Friday, 30 April 2010

Segmentation, targeting and positioning


Segmentation


Nowadays, many organisations have to segment their target audience in order to market to them as many of them do not have the resources to market to everyone. Therefore many organisations tend to break down consumers and divide them into different groups in regards to their similar characteristics.


According to Brassington, there are many ways consumers can be divided such as geographic segmentation, demographic segmentation, psychographic segmentation. However, two main ways consumers are divided are demographic and geographic segmentation.


Geographic segmentation is when consumers are divided into groups according to their location which can to be useful for small businesses as they have limited resources. Additionally, this type of segmentation have advantages like it assist organisations to develop efficient systems for consumer contract and distribution.

Whereas demographic segmentation is when consumers are divided regarding their descriptive like their sex, age, race etc. Also consumers tend to be divided into group in relation to their incomes, occupation family structure etc.


In other words segmentation involves discovering what types of consumers exist and dividing them to into groups. The above picture illiustrates population of consumers being segmentated different categories regarding their perception.


Targeting


Targeting depends on many factors such as where there is a gap in the market, how efficiently other organisations are serving people in their target market. As well as other factors affect it like how big is the segment, how much growth can be expected in the segment.

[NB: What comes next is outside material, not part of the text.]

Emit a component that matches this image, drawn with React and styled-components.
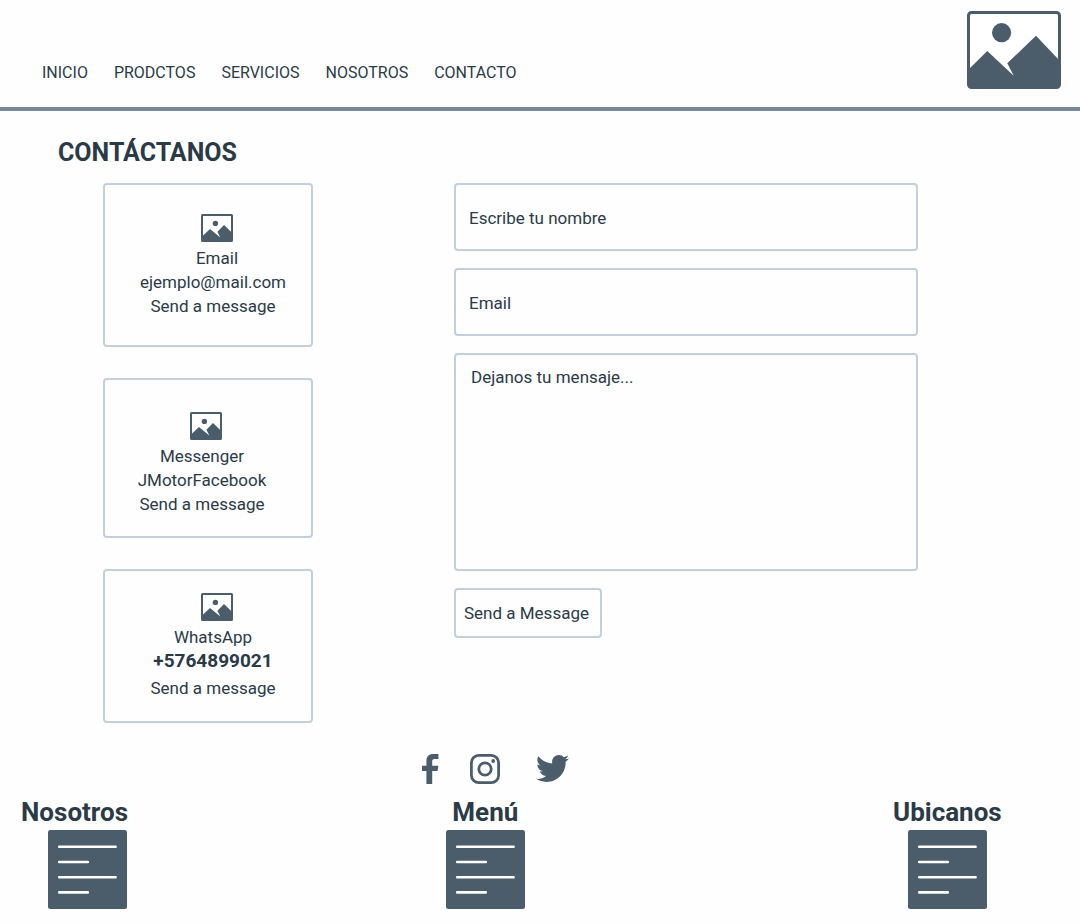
import React from "react";
import styled, { createGlobalStyle } from "styled-components";
import { FaTwitter } from "react-icons/fa";

const ink = "#2a3a47";
const slate = "#4b5d6b";
const line = "#c3cfdb";

const GlobalStyle = createGlobalStyle`
  *, *::before, *::after { box-sizing: border-box; }
  body {
    margin: 0;
    background: #fefefe;
    color: ${ink};
    font: 400 17px/24px Roboto, "Liberation Sans", sans-serif;
  }
  h1, h2, h3, p { margin: 0; }
  svg { display: block; }
  a { color: inherit; text-decoration: none; }
`;

const Header = styled.header`
  display: flex;
  justify-content: space-between;
  align-items: flex-end;
  padding: 11px 19px 18px 42px;
  border-bottom: 4px solid #778899;
`;

const Nav = styled.nav`
  display: flex;
  gap: 26px;
  padding-bottom: 4px;
  font-size: 16px;
`;

const Main = styled.main`
  padding: 26px 15% 0 103px;
`;

const Title = styled.h1`
  margin: 0 0 14px -45px;
  font-size: 25px;
  line-height: 32px;
  font-weight: 700;
`;

const Columns = styled.div`
  display: grid;
  grid-template-columns: 210px minmax(0, 1fr);
  gap: 141px;
  align-items: start;
`;

const CardList = styled.section`
  display: flex;
  flex-direction: column;
  gap: 31px;
`;

const Card = styled.article`
  display: flex;
  flex-direction: column;
  align-items: center;
  padding: ${(p) => p.$pad};
  border: 2px solid ${line};
  border-radius: 4px;
  text-align: center;
`;

const CardIcon = styled.div`
  padding: 0 0 4px 8px;
`;

const CardName = styled.h3`
  padding-left: ${(p) => (p.$indent ? "8px" : "0")};
  font-size: 17px;
  font-weight: 400;
`;

const CardDetail = styled.p`
  font-size: ${(p) => (p.$strong ? "19px" : "17px")};
  font-weight: ${(p) => (p.$strong ? 700 : 400)};
  padding-bottom: ${(p) => (p.$strong ? "3px" : "0")};
`;

const Form = styled.form`
  display: flex;
  flex-direction: column;
  align-items: flex-start;
  gap: 17px;
`;

const fieldStyle = `
  display: block;
  width: 100%;
  border: 2px solid ${line};
  border-radius: 4px;
  background: transparent;
  color: ${ink};
  font: inherit;
  &::placeholder { color: ${ink}; opacity: 1; }
`;

const Input = styled.input`
  ${fieldStyle}
  height: 68px;
  padding: 2px 13px 0;
`;

const TextArea = styled.textarea`
  ${fieldStyle}
  height: 218px;
  padding: 10px 15px;
  resize: none;
`;

const SendButton = styled.button`
  width: 148px;
  padding: 11px 8px;
  border: 2px solid ${line};
  border-radius: 4px;
  background: transparent;
  color: ${ink};
  font: inherit;
  text-align: left;
  white-space: nowrap;
`;

const Footer = styled.footer`
  padding: 29px 78px 15px 21px;
`;

const Social = styled.div`
  display: flex;
  justify-content: center;
  align-items: center;
  gap: 31px;
  padding-right: 32px;
  color: ${slate};
`;

const SocialLink = styled.a`
  padding-left: ${(p) => (p.$spaced ? "5px" : "0")};
`;

const FooterColumns = styled.div`
  display: grid;
  grid-template-columns: 19fr 20fr 109px;
  margin-top: 11px;
`;

const FooterColumn = styled.section`
  justify-self: start;
  display: flex;
  flex-direction: column;
  align-items: center;
`;

const FooterTitle = styled.h2`
  margin-bottom: 2px;
  font-size: 26px;
  line-height: 32px;
  font-weight: 700;
`;

const ListWrap = styled.div`
  padding-left: ${(p) => p.$shift || "0"};
`;

function Logo() {
  return (
    <svg width="94" height="78" viewBox="0 0 94 78" role="img" aria-label="Logo">
      <rect x="1.5" y="1.5" width="91" height="75" rx="3" fill="#fff" stroke={slate} strokeWidth="3" />
      <circle cx="34.6" cy="21.7" r="9.6" fill={slate} />
      <path d="M2 58 20.3 40 46.7 64.7 40.3 52.3 69 24.7 92 49V74Q92 76.5 89 76.5H5Q2 76.5 2 74Z" fill={slate} />
    </svg>
  );
}

function PictureIcon() {
  return (
    <svg width="32" height="28" viewBox="0 0 32 28" aria-hidden="true">
      <rect x="1" y="1" width="30" height="26" rx="0.5" fill="#fff" stroke={slate} strokeWidth="2" />
      <circle cx="14.4" cy="9.4" r="2.7" fill={slate} />
      <path d="M1 22.5 9 15 19.3 23.6 16.4 17.8 23 11 31 18.8V27H1Z" fill={slate} />
    </svg>
  );
}

function ListIcon() {
  return (
    <svg width="79" height="79" viewBox="0 0 79 79" aria-hidden="true">
      <rect width="79" height="79" rx="2.5" fill={slate} />
      <path
        d="M11.2 16.7H67.6M11.2 32H39.8M11.2 47.2H67.6M11.2 62.4H39.8"
        stroke="#fff"
        strokeWidth="2.6"
        strokeLinecap="round"
      />
    </svg>
  );
}

function FacebookIcon() {
  return (
    <svg width="17" height="30" viewBox="0 0 17 30" aria-hidden="true">
      <path
        d="M4.4 30V17H0V11.8H4.4V7.2C4.4 2.4 7 0 11 0H16.4V5H12.6C10.6 5 10.2 6 10.2 7.5V11.8H16.4L15.5 17H10.2V30Z"
        fill="currentColor"
      />
    </svg>
  );
}

function InstagramIcon() {
  return (
    <svg width="30" height="30" viewBox="0 0 30 30" fill="none" aria-hidden="true">
      <rect x="1.4" y="1.4" width="27.2" height="27.2" rx="7.4" stroke="currentColor" strokeWidth="2.8" />
      <circle cx="15" cy="15" r="6.2" stroke="currentColor" strokeWidth="2.8" />
      <circle cx="23.2" cy="7" r="1.9" fill="currentColor" />
    </svg>
  );
}

const links = ["INICIO", "PRODCTOS", "SERVICIOS", "NOSOTROS", "CONTACTO"];

const contacts = [
  { name: "Email", detail: "ejemplo@mail.com", pad: "29px 0 27px 10px", indent: true },
  { name: "Messenger", detail: "JMotorFacebook", pad: "32px 12px 20px 0" },
  { name: "WhatsApp", detail: "+5764899021", pad: "22px 0 21px 10px", strong: true },
];

const sections = [
  { title: "Nosotros", shift: "25px" },
  { title: "Menú" },
  { title: "Ubicanos" },
];

export default function App() {
  return (
    <>
      <GlobalStyle />
      <Header>
        <Nav>
          {links.map((label) => (
            <a key={label} href="#">{label}</a>
          ))}
        </Nav>
        <Logo />
      </Header>
      <Main>
        <Title>CONTÁCTANOS</Title>
        <Columns>
          <CardList>
            {contacts.map((c) => (
              <Card key={c.name} $pad={c.pad}>
                <CardIcon><PictureIcon /></CardIcon>
                <CardName $indent={c.indent}>{c.name}</CardName>
                <CardDetail $strong={c.strong}>{c.detail}</CardDetail>
                <a href="#">Send a message</a>
              </Card>
            ))}
          </CardList>
          <Form onSubmit={(e) => e.preventDefault()}>
            <Input type="text" aria-label="Escribe tu nombre" placeholder="Escribe tu nombre" />
            <Input type="email" aria-label="Email" placeholder="Email" />
            <TextArea aria-label="Dejanos tu mensaje" placeholder="Dejanos tu mensaje..." />
            <SendButton type="submit">Send a Message</SendButton>
          </Form>
        </Columns>
      </Main>
      <Footer>
        <Social>
          <SocialLink href="#" aria-label="Facebook"><FacebookIcon /></SocialLink>
          <SocialLink href="#" aria-label="Instagram"><InstagramIcon /></SocialLink>
          <SocialLink href="#" aria-label="Twitter" $spaced><FaTwitter size={33} /></SocialLink>
        </Social>
        <FooterColumns>
          {sections.map((s) => (
            <FooterColumn key={s.title}>
              <FooterTitle>{s.title}</FooterTitle>
              <ListWrap $shift={s.shift}><ListIcon /></ListWrap>
            </FooterColumn>
          ))}
        </FooterColumns>
      </Footer>
    </>
  );
}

For example, the retailer called Zara would be targeting consumers which are sophisticated, elegant as their stores and their clothes range is a bit more up market then retailers like River Island. Due to materials which the clothes they sell are manufactured from are of a better quality than retailers like River Island, Primark etc.

Position


Schiffman & Kanuk (1994), Positioning products is important as a product will be competing with similar products and brands of those products. As in the chocolate industry certain chocolates such as thorntons, ferrero rochers, lindt are targeting and position higher in the market than chocolates which cadbury's manufacture or a owned brand chocolate from a supermarket.




It is important to position your products in the right position so that the consumers in the segment you are targeting will buy it. The reason being, you can not have ferrero rochers position low whether it is in the market as its qulity and taste is to goods for it to be positioned lowly.